Appare chiaro, il journey ormai ha un ruolo chiave nelle scelte del marketing strategico delle organizzazioni. Ma sappiamo, concordiamo: quel journey, quell’esperienza, è fatto di big data e di non detto.

Le conversazioni sono le espressioni che l’infrastruttura dell’internet conduce in linea melodica, sovente tuttavia nascoste tra le pieghe dei luoghi del dire e condividere, inaccessibili alle insights. E in quelle pieghe, talvolta diventano dissonanti.

Le imprese fino a poco fa, o forse accade ancora, hanno creduto nell’ideale percepito del prodotto, cresciuto a suon di films e star strategy. Un ideale cristallino e ineluttabile, plasmabile – dimentichi della teoria.
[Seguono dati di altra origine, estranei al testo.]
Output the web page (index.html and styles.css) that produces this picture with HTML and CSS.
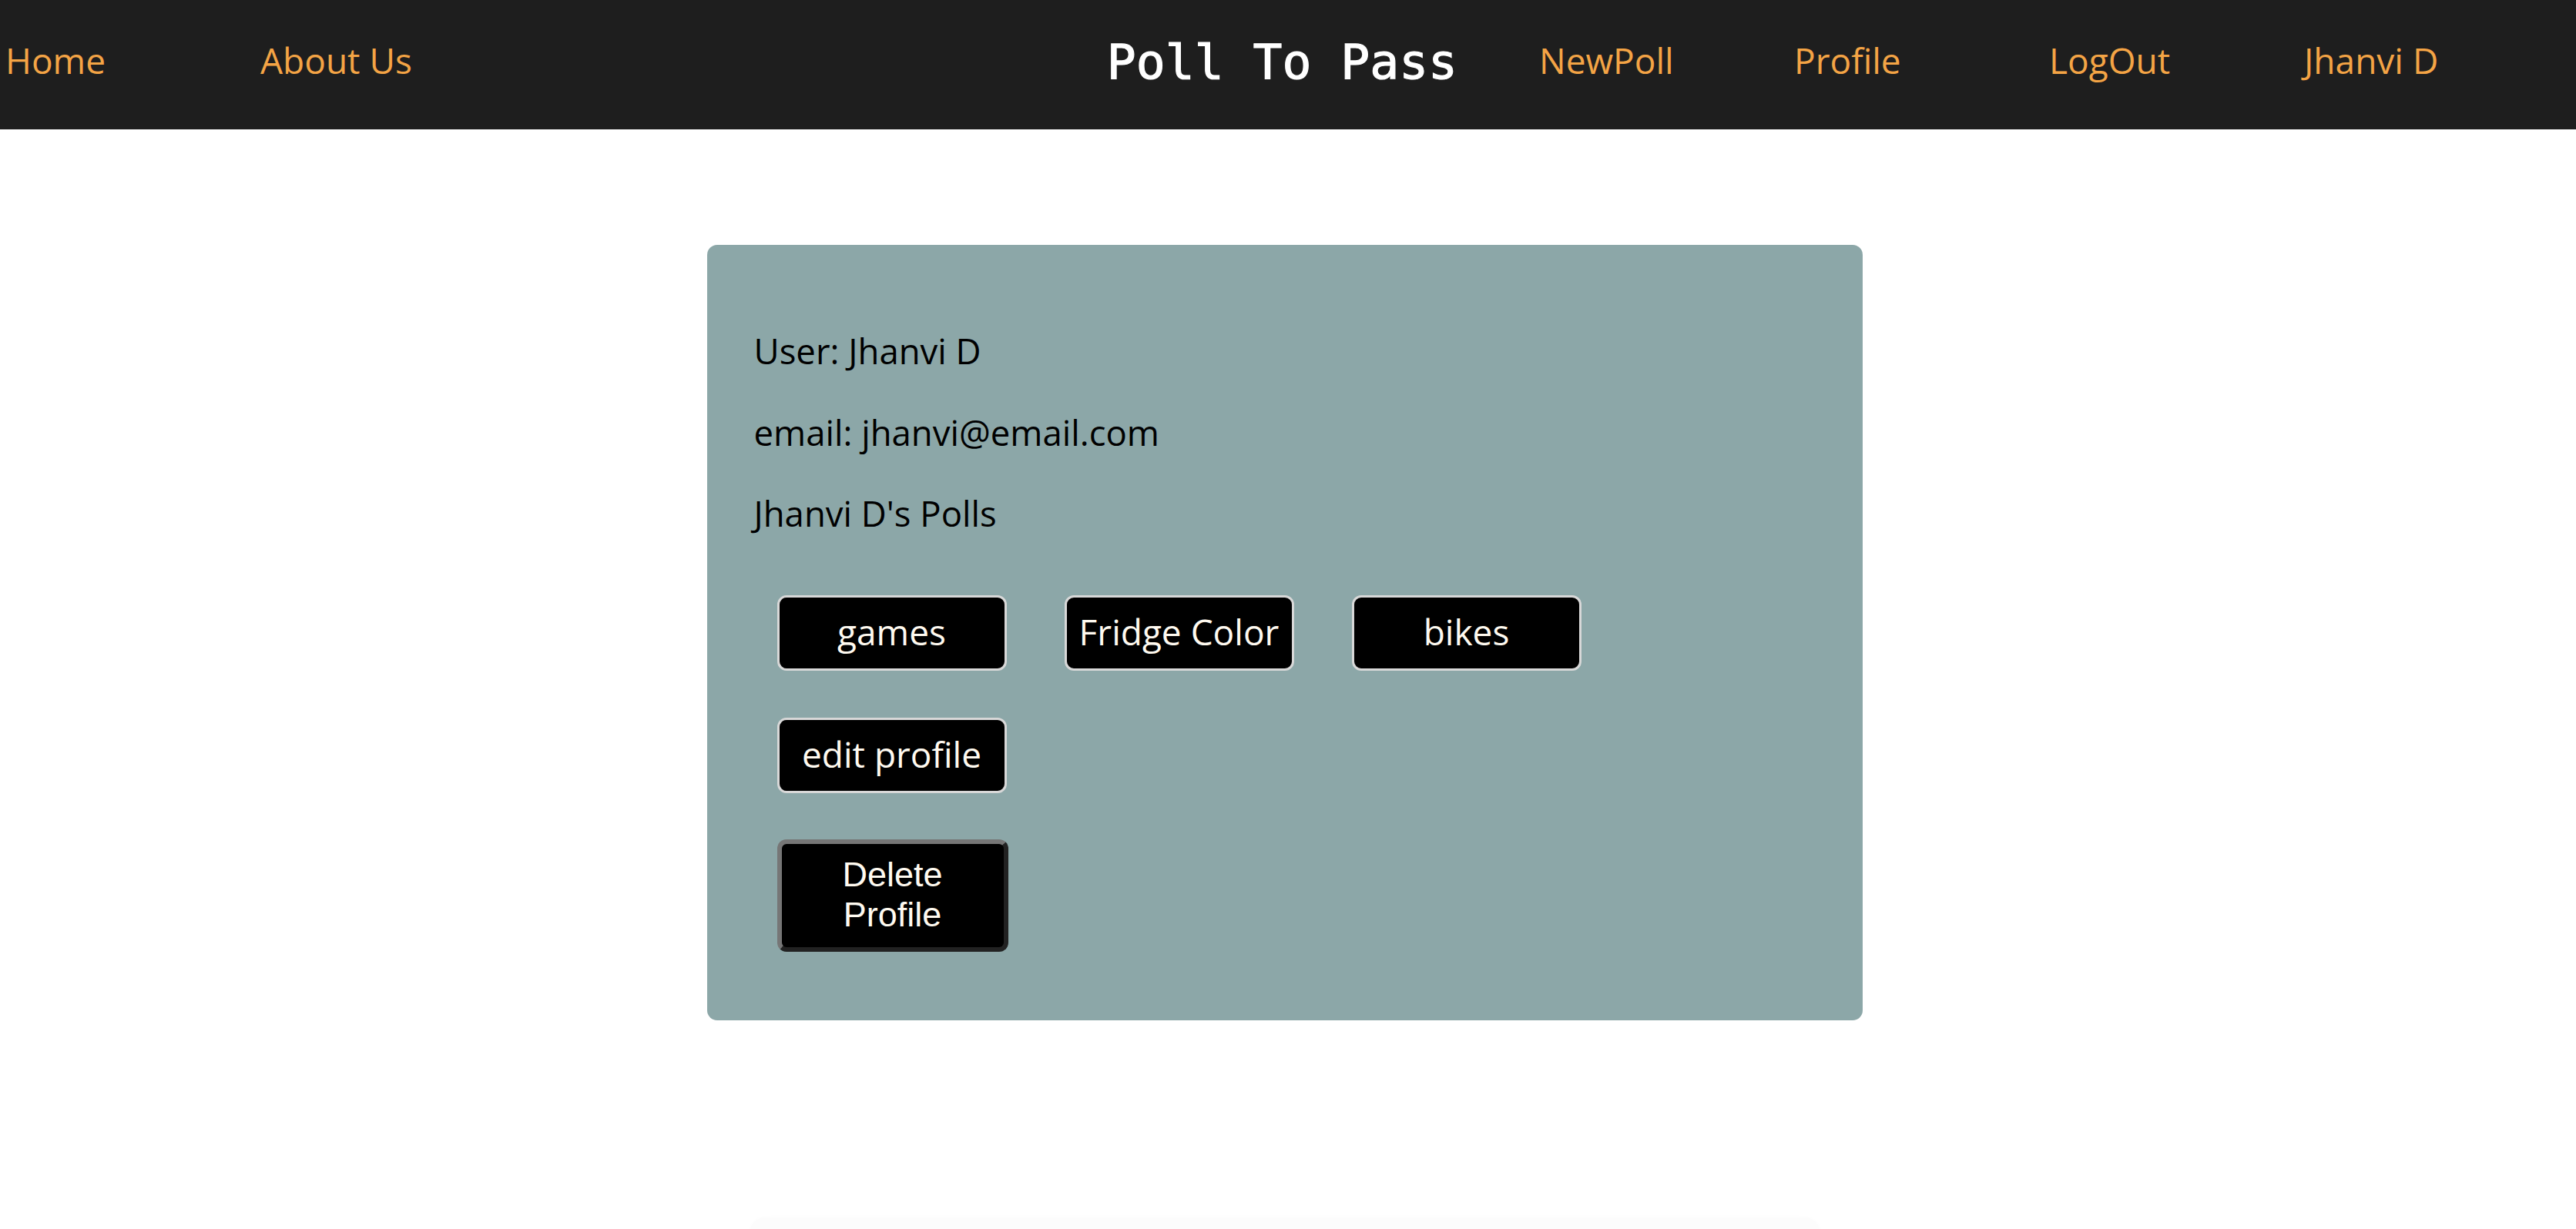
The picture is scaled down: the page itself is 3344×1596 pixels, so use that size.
FILE: index.html
```html
<!DOCTYPE html>
<html lang="en">
<head>
<meta charset="utf-8">
<title>Poll To Pass</title>
<link rel="stylesheet" href="styles.css">
</head>
<body>
<nav class="nav">
  <a class="nav-link" href="#">Home</a>
  <a class="nav-link" href="#">About Us</a>
  <div class="nav-spacer"></div>
  <h1 class="brand">Poll To Pass</h1>
  <a class="nav-link" href="#">NewPoll</a>
  <a class="nav-link" href="#">Profile</a>
  <a class="nav-link" href="#">LogOut</a>
  <a class="nav-link" href="#">Jhanvi D</a>
</nav>
<main class="page">
  <section class="card">
    <p class="info">User: Jhanvi D</p>
    <p class="info">email: jhanvi@email.com</p>
    <p class="info">Jhanvi D's Polls</p>
    <div class="polls">
      <button class="btn">games</button>
      <button class="btn">Fridge Color</button>
      <button class="btn">bikes</button>
    </div>
    <div class="actions">
      <button class="btn">edit profile</button>
      <button class="btn-delete">Delete Profile</button>
    </div>
  </section>
  <div class="ghost"></div>
</main>
</body>
</html>
```
FILE: styles.css
```css
html, body {
  margin: 0;
  padding: 0;
  background: #ffffff;
}
body {
  font-family: "Open Sans", "Noto Sans", sans-serif;
  overflow: hidden;
}
.nav {
  display: flex;
  align-items: center;
  height: 168px;
  background: #1e1e1e;
  padding: 0 22px 0 7px;
  box-sizing: border-box;
}
.nav-link {
  width: 331px;
  flex: none;
  color: #f4a445;
  text-decoration: none;
  font-size: 46px;
  line-height: 62px;
  margin-bottom: 12px;
}
.nav-spacer {
  flex: 1;
}
.brand {
  margin: 0 106px 0 0;
  font-family: "DejaVu Sans Mono", "Liberation Mono", monospace;
  font-weight: normal;
  font-size: 63px;
  line-height: 80px;
  color: #ffffff;
  -webkit-text-stroke: 1.2px #ffffff;
  position: relative;
  top: -3px;
}
.page {
  display: flex;
  flex-direction: column;
  align-items: center;
}
.card {
  width: 1500px;
  box-sizing: border-box;
  margin-top: 150px;
  margin-right: 9px;
  background: #8ca7a8;
  border-radius: 13px;
  padding: 106px 57px 89px 61px;
  display: flex;
  flex-direction: column;
  align-items: flex-start;
}
.info {
  margin: 0;
  font-size: 45.5px;
  line-height: 62.5px;
  color: #000000;
}
.info + .info {
  margin-top: 43px;
}
.polls {
  display: flex;
  gap: 75px;
  margin-top: 75px;
  padding-left: 30px;
}
.actions {
  display: flex;
  flex-direction: column;
  align-items: flex-start;
  gap: 60px;
  margin-top: 61px;
  padding-left: 30px;
}
.btn {
  width: 298px;
  height: 98px;
  box-sizing: border-box;
  background: #000000;
  color: #fffaf0;
  border: 3px solid #d8d8d8;
  border-radius: 12px;
  font-family: "Open Sans", "Noto Sans", sans-serif;
  font-size: 46px;
  line-height: 62px;
  padding: 0 10px 4px;
  cursor: pointer;
}
.btn-delete {
  width: 300px;
  height: 146px;
  box-sizing: border-box;
  background: #000000;
  color: #fffaf0;
  border-width: 6px;
  border-style: solid;
  border-color: #767676 #222222 #222222 #767676;
  border-radius: 12px;
  font-family: "Liberation Sans", Arial, sans-serif;
  font-size: 45px;
  line-height: 52px;
  padding: 0 24px 2px;
  cursor: pointer;
}
.ghost {
  width: 1390px;
  height: 60px;
  margin-top: 256px;
  margin-right: 9px;
  background: #fcfcfc;
  border-radius: 20px;
  box-shadow: 0 0 12px #fdfdfd;
}
```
Dimentichi delle origini, dimentichi della tradizione, dimentichi dei basics.

Forse le esperienze recenti hanno accelerato un processo già in essere, installato su un circuito di offerte moltiplicate, di voci ormai inudibili, di evidenze inevidenti. Perchè accade che i prodotti e i loro marchi brillino meno, si confondano, si diluiscano. Accade che i piani per mettere i prodotti in luce non siano sufficientemente inclinati. Perchè il journey non è prevedibile, completamente. Ipotizziamo personas, non conosciamo tutti. Sappiamo che c’è un sentiment, non esattamente per quanti. Quel piano allora deve muoversi su e giù, non possiamo installarlo e basta.

La proposizione, la promozione, sono complessi. Piu complessi, per la quantità di offerta, per le difficoltà nella differenza, per il valore che non può più essere descritto in un tag.
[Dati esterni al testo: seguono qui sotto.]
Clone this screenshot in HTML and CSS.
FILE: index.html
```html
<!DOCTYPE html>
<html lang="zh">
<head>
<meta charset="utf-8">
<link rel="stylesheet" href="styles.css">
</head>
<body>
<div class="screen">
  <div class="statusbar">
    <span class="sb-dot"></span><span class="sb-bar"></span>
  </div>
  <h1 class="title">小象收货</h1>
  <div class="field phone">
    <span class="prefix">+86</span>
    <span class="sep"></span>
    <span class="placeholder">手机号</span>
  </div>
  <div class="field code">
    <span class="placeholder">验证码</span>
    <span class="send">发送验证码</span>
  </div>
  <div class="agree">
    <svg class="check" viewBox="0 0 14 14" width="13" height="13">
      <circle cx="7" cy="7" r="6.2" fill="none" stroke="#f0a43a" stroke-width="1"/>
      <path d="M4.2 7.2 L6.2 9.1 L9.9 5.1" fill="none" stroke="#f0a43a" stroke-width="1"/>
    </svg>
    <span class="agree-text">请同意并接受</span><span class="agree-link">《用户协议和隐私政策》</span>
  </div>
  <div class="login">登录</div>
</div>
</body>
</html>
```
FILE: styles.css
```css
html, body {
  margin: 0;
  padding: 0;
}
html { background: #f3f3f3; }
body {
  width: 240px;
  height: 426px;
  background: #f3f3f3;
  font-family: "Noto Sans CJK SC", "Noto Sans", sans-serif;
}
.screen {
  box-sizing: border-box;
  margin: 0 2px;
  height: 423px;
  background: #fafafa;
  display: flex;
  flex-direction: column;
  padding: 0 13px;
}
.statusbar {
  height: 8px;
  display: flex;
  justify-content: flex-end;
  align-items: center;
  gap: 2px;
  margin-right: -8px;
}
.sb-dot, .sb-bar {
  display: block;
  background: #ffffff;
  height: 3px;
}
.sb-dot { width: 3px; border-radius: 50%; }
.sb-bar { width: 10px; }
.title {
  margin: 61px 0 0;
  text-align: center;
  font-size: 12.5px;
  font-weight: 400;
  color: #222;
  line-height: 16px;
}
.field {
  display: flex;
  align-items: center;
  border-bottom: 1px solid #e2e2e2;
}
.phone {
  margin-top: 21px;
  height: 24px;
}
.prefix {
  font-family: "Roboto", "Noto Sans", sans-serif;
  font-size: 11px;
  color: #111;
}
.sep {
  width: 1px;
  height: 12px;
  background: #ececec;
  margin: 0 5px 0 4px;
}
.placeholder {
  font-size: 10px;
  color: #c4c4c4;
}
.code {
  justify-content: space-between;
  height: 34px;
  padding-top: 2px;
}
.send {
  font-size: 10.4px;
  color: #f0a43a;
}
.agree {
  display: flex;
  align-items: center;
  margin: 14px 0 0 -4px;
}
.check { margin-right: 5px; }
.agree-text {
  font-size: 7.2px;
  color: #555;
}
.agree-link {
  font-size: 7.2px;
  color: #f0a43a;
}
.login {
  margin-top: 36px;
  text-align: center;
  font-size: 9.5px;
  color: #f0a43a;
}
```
La strategia è ancora la via. Questa è la Via.

Deve integrare nella sua analisi le variabili complesse delle conversazioni – come sono sempre state. Ripartendo dal prodotto, dalla segmentazione, dalla visione del valore non attribuito, ma fondante. Nella nazione in cui le marche sono cognomi, l’età ci ha forse reso presbiti. Limitata la visione del vicino. Del prodotto, della sua qualità intrinseca, del valore che le imprese dimostravano iniettando passione nella produzione e nella effettiva qualità, prima che nei follower. Che non si possono inseguire le views, quando c’è poco da vedere.

In questo contesto la scelta della consulenza non si esaurisce nel preventivo. La strategia realizza risultati se c’è condivisione tra i soggetti che contribuiscono al marketing e alla comunicazione del cliente. L’azienda può garantirsi risultati se sceglie rapporti di cooperazione partecipati.

Nella società liquida, funzionano relazioni chimiche.
Quelle solite, che hanno reso famoso il made in Italy.